Six Flags is riding a rollercoaster into the fast-growing social gaming market. The theme park company is announcing today its Six Flags Mascot Park, a social game where players can create mascots and engage in performance in the hopes of becoming the star of a virtual Six Flags theme park.
It is yet another example of a major brand diving into Facebook social games, which can now command audiences of up to 50 million users per month. Users can play those games for free, but they pay for virtual goods with real money. Market analyst firm Inside Network estimates that virtual goods revenue will be $1.6 billion in 2010.
The idea is to marry a well-known brand with cool game play that encourages deep personalization, creativity, irreverent antics and social interaction. Six Flags’ app lets users create and dress up an avatar known as a Mascot. Then you can make that Mascot dance. The game includes a ragdoll physics engine so that the character movements look realistic. You can set off some dynamite and watch a Mascot splat against a wall.
Six Flags jumped aboard because it believes that a lot of first-generation social games are not very social. Mascot Park is designed to be more social, linking people via their friend networks on Facebook. It also lets you interact with your friends’ Shows and Mascots. You can throw a virtual ax at your friend’s Mascot while he or she is putting on an act. If your act is popular, you can earn virtual coins to buy set pieces, costumes or improve your dance moves.
“We wanted to offer fans a forum to entertain, amuse and interact but we also recognize the importance of integrating a unique and over-the-top experience to the online community,” said Mike Antinoro, executive vice president of marketing and entertainment.
It’s an interesting test. Brands haven’t fared so well on Facebook. While brands dominate on the iPhone, there are no major media brands in the top 10 list of games on Facebook. That’s because Facebook games spread through the recommendations of real friends, not via pure marketing.
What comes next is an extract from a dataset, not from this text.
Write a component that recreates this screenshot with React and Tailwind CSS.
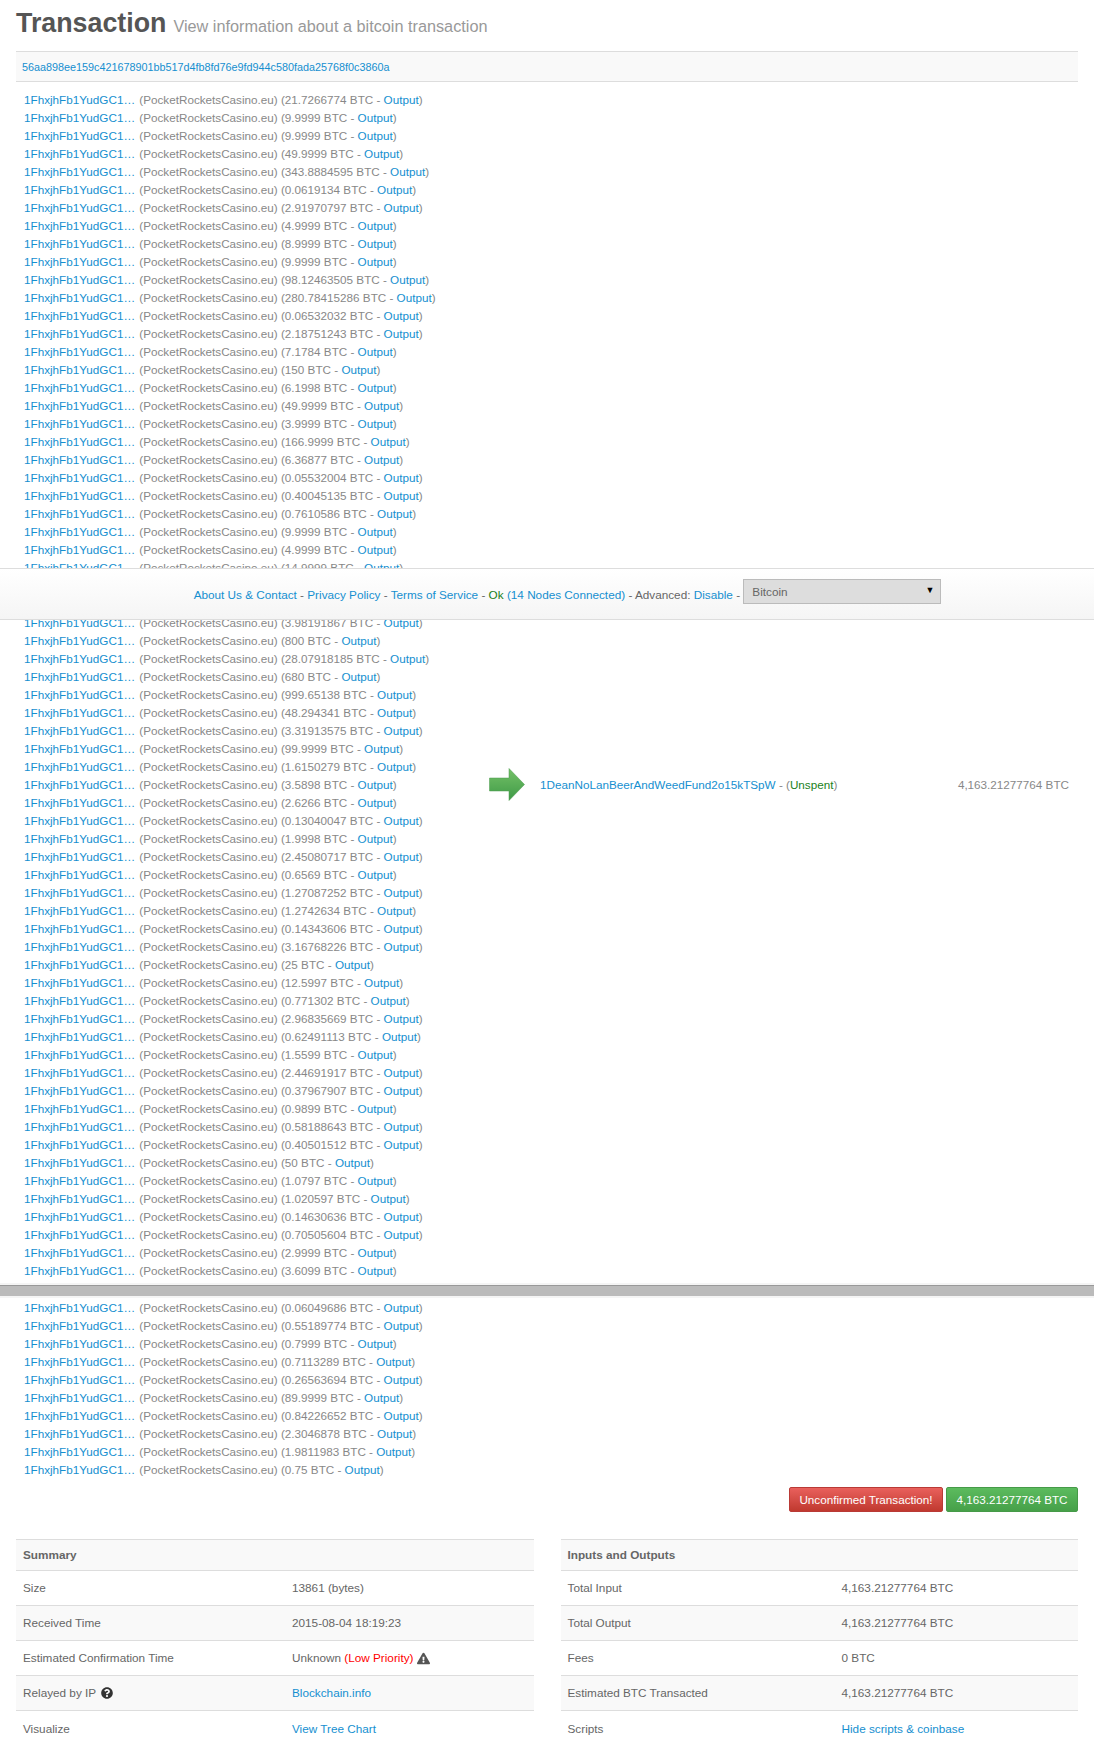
import { FaExclamationTriangle, FaQuestionCircle } from 'react-icons/fa';

// null = row that is fully covered by the footer bar
const firstInputs = [
    '21.7266774', '9.9999', '9.9999', '49.9999', '343.8884595', '0.0619134', '2.91970797', '4.9999', '8.9999', '9.9999',
    '98.12463505', '280.78415286', '0.06532032', '2.18751243', '7.1784', '150', '6.1998', '49.9999', '3.9999', '166.9999',
    '6.36877', '0.05532004', '0.40045135', '0.7610586', '9.9999', '4.9999', '14.9999', null, null, '3.98191867',
    '800', '28.07918185', '680', '999.65138', '48.294341', '3.31913575', '99.9999', '1.6150279', '3.5898', '2.6266',
    '0.13040047', '1.9998', '2.45080717', '0.6569', '1.27087252', '1.2742634', '0.14343606', '3.16768226', '25', '12.5997',
    '0.771302', '2.96835669', '0.62491113', '1.5599', '2.44691917', '0.37967907', '0.9899', '0.58188643', '0.40501512', '50',
    '1.0797', '1.020597', '0.14630636', '0.70505604', '2.9999', '3.6099',
];

const lastInputs = [
    '0.06049686', '0.55189774', '0.7999', '0.7113289', '0.26563694', '89.9999', '0.84226652', '2.3046878', '1.9811983', '0.75',
];

const link = 'text-[#158fd0]';

function InputRow({ amount }) {
    if (amount === null) return <div className="h-[18.5px]" />;
    return (
        <div className="h-[18px] leading-[18px] whitespace-nowrap">
            <a className={`${link} mr-[1px]`}>1FhxjhFb1YudGC1…</a> (PocketRocketsCasino.eu) ({amount} BTC - <a className={link}>Output</a>)
        </div>
    );
}

function InfoTable({ title, rows, labelCol }) {
    return (
        <div className="flex-1 text-[11.75px] text-[#666]">
            <div className="h-[32px] leading-[30px] px-[7px] bg-[#f9f9f9] border-y border-[#ddd] font-bold">{title}</div>
            {rows.map((row, i) => (
                <div key={i} className={`grid ${labelCol} h-[35px] items-center border-b border-[#ddd] last:border-b-0 px-[7px] ${i % 2 === 1 ? 'bg-[#f9f9f9]' : ''}`}>
                    <div className="flex items-center gap-[5px]">{row[0]}</div>
                    <div className="flex items-center">{row[1]}</div>
                </div>
            ))}
        </div>
    );
}

export default function App() {
    return (
        <div className="relative h-[1751px] overflow-hidden bg-white font-['Liberation_Sans',Arial,sans-serif] text-[11.7px] text-[#888]">
            <div className="px-[16px]">
                <div className="h-[51px] pt-[5px] flex items-baseline gap-[7px]">
                    <h1 className="text-[26.8px] leading-[36px] font-bold text-[#555]">Transaction</h1>
                    <span className="text-[16.25px] text-[#999]">View information about a bitcoin transaction</span>
                </div>

                <div className="h-[31px] leading-[30px] px-[6px] bg-[#f9f9f9] border-y border-[#ddd] text-[10.8px]">
                    <a className={link}>56aa898ee159c421678901bb517d4fb8fd76e9fd944c580fada25768f0c3860a</a>
                </div>

                <div className="flex items-center mt-[8.5px]">
                    <div className="w-[473px] pl-[8px]">
                        {firstInputs.map((amount, i) => <InputRow key={i} amount={amount} />)}
                        <div className="h-[19px]" />
                        {lastInputs.map((amount, i) => <InputRow key={i} amount={amount} />)}
                    </div>
                    <svg width="36" height="33" viewBox="0 0 36 33" className="shrink-0">
                        <defs>
                            <linearGradient id="arrowFill" x1="0" y1="0" x2="0" y2="1">
                                <stop offset="0" stopColor="#74c167" />
                                <stop offset="1" stopColor="#3f9a47" />
                            </linearGradient>
                        </defs>
                        <path d="M0.5 10H20V0.5L35.5 16.5L20 32.5V23H0.5Z" fill="url(#arrowFill)" stroke="#4a9a4c" strokeWidth="0.5" />
                    </svg>
                    <div className="ml-[15px] flex-1 flex justify-between pr-[9px]">
                        <span>
                            <a className={link}>1DeanNoLanBeerAndWeedFund2o15kTSpW</a> - (<span className="text-[#1a7f1a]">Unspent</span>)
                        </span>
                        <span>4,163.21277764 BTC</span>
                    </div>
                </div>

                <div className="flex justify-end gap-[3px] mt-[8.5px] text-white text-[11.7px]">
                    <div className="h-[25px] leading-[24px] w-[154px] text-center rounded-[2px] border border-[#b93a36] bg-gradient-to-b from-[#e9605c] to-[#c0392f]">Unconfirmed Transaction!</div>
                    <div className="h-[25px] leading-[24px] w-[132px] text-center rounded-[2px] border border-[#469a48] bg-gradient-to-b from-[#5cbb5e] to-[#46a049]">4,163.21277764 BTC</div>
                </div>

                <div className="flex gap-[27px] mt-[27px]">
                    <InfoTable
                        title="Summary"
                        labelCol="grid-cols-[269px_1fr]"
                        rows={[
                            ['Size', '13861 (bytes)'],
                            ['Received Time', '2015-08-04 18:19:23'],
                            ['Estimated Confirmation Time', (
                                <>
                                    Unknown&nbsp;<span className="text-[#f00]">(Low Priority)</span>
                                    <FaExclamationTriangle className="ml-[4px] text-[13px] text-[#555]" />
                                </>
                            )],
                            [<>Relayed by IP <FaQuestionCircle className="text-[12px] text-[#333]" /></>, <a className={link}>Blockchain.info</a>],
                            ['Visualize', <a className={link}>View Tree Chart</a>],
                        ]}
                    />
                    <InfoTable
                        title="Inputs and Outputs"
                        labelCol="grid-cols-[274px_1fr]"
                        rows={[
                            ['Total Input', '4,163.21277764 BTC'],
                            ['Total Output', '4,163.21277764 BTC'],
                            ['Fees', '0 BTC'],
                            ['Estimated BTC Transacted', '4,163.21277764 BTC'],
                            ['Scripts', <a className={link}>Hide scripts &amp; coinbase</a>],
                        ]}
                    />
                </div>
            </div>

            {/* grey separator across the whole page */}
            <div className="absolute left-0 right-0 top-[1283px] h-[15px] bg-[#f5f5f5] flex items-center">
                <div className="w-full h-[11px] bg-[#bbb] border-t border-[#999]" />
            </div>

            {/* sticky footer bar sits over the list */}
            <div className="absolute left-0 right-0 top-[568px] h-[52px] pl-[41px] border-y border-[#ddd] bg-gradient-to-b from-white to-[#f5f5f5] flex items-center justify-center text-[11.75px] text-[#666]">
                <span className="whitespace-pre mt-[1px]">
                    <a className={link}>About Us &amp; Contact</a> - <a className={link}>Privacy Policy</a> - <a className={link}>Terms of Service</a> - <span className="text-[#1a7f1a]">Ok</span> <a className={link}>(14 Nodes Connected)</a> - Advanced: <a className={link}>Disable</a> -{' '}
                </span>
                <div className="relative w-[198px] h-[25px] mb-[5px]">
                    <select className="appearance-none w-full h-full bg-[#ddd] border border-[#bbb] pl-[8px] text-[#666] outline-none">
                        <option>Bitcoin</option>
                    </select>
                    <span className="absolute right-[7px] top-[7px] text-[9px] leading-[9px] text-black pointer-events-none">▼</span>
                </div>
            </div>
        </div>
    );
}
Six Flags is a big company with more than 30,000 employees and 19 theme parks. It has millions of fans who have been going to its theme parks since it built its first, Six Flags over Texas, in 1961. To move into the Facebook market, it collaborated with Noise, a business invention agency in New York headed by Noah Kerner, a Facebook app pioneer. Six Flags also worked with Making Fun, a networked game company headed by game entrepreneur John Welch, who is the former chief executive of PlayFirst. Kerner said the game will feature antics such as hip-hop dancing rhinos, Elvis-themed hip gyrations, a kissing bandit, exploding bunny guns, fireworks, and cannon. Six Flags Mascot Park will debut this summer. Noise came up with the game concept, art direction and basic play, while Making Fun developed the game.